Prepaid card market heats up — and the fees are plentiful
Prepaid debit cards are everywhere these days — and so are their fees.

The cards allow you to load cash onto them and are accepted by businesses just like other types of plastic.

But you might have to pay a fee to activate the card, make ATM withdrawals, check your balance, talk to customer service or reload money onto the card. Monthly fees can be as high as $14.95, and you could be dinged up to $5.95 if you haven't used the card in a while.

"This is sort of a gift card with lots of fees," says Ruth Susswein, a spokeswoman with Consumer Action, which recently published a survey on prepaid card fees. "There can be fees for the most absurd reasons."

Not all cards charge all these fees, of course. It's possible to find cards without maintenance and activation fees and that don't charge to reload money.

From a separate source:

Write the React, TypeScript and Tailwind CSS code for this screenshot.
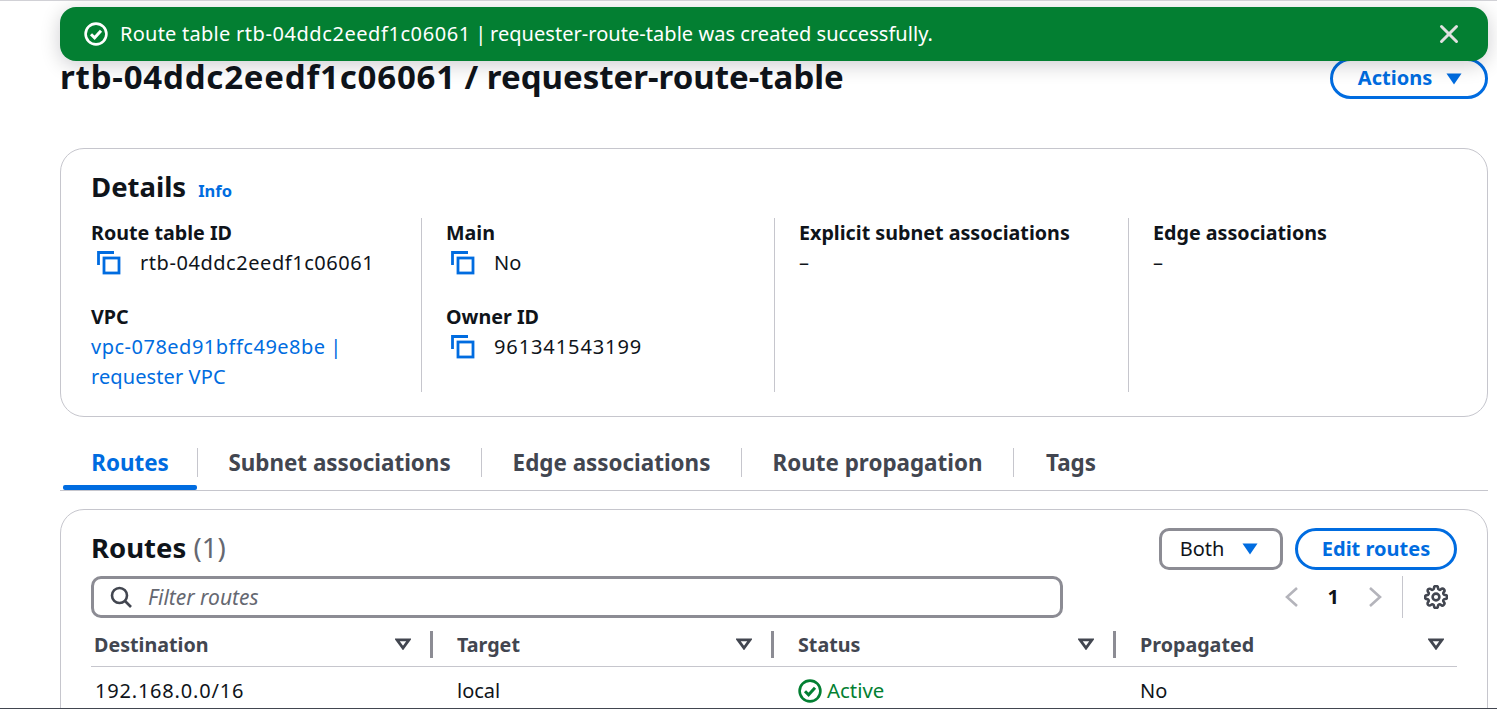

And savvy consumers can shop around for a card with the fewest fees based on the way they will use the plastic. You can, for instance, avoid monthly charges with some cards by loading $500 or $1,000 each month onto the card.

But the important thing is that you do your homework before buying a prepaid card — and that includes exploring whether cheaper bank alternatives exist. Otherwise, you might find yourself nickeled-and-dimed just to use your own money.

The prepaid card market has been growing rapidly for several reasons.

"It addresses a need that checking can't," says Anisha Sekar, vice president of debit and credit products at NerdWallet, a card comparison website.

Prepaid cards appeal to people trying to control spending and avoid overdraft fees, which typically run $35, Sekar says.

The cards also are used by consumers who don't want a regular bank account or can't get one because they bounced too many checks.

Some colleges use the cards as student IDs and to disburse financial aid, says Ben Jackson, a senior analyst with Mercator Advisory Group, a market research and consulting firm.

And consumers also buy prepaid cards to shop online without exposing their debit card information on the Internet, Jackson adds. (That's not a bad idea, given the lax security provided by some businesses.)

Financial services companies are jumping on the prepaid bandwagon. Just last week Chase announced the launch of Chase Liquid, a prepaid card that will be available nationwide this summer.

For financial institutions, prepaid cards are a way to reach the estimated 60 million Americans without a traditional banking relationship. It also gives them a product to market to college students, now that federal law restricts young adults from getting credit cards on their own.

And most reloadable prepaid cards aren't subject to new federal limits on how much banks can charge merchants to process transactions.

"The prepaid card market is another way to fill the revenue hole," says Greg McBride, a senior financial analyst with

Mercator reports that $28.6 billion was loaded onto prepaid cards three years ago, and it projects that figure will climb to $167.2 billion in 2014.

And that's not even counting all the prepaid cards used for payroll and government benefits, another area where the use of this plastic is growing. Next year, Social Security beneficiaries who don't get benefits directly deposited in a bank or credit union will receive a prepaid card.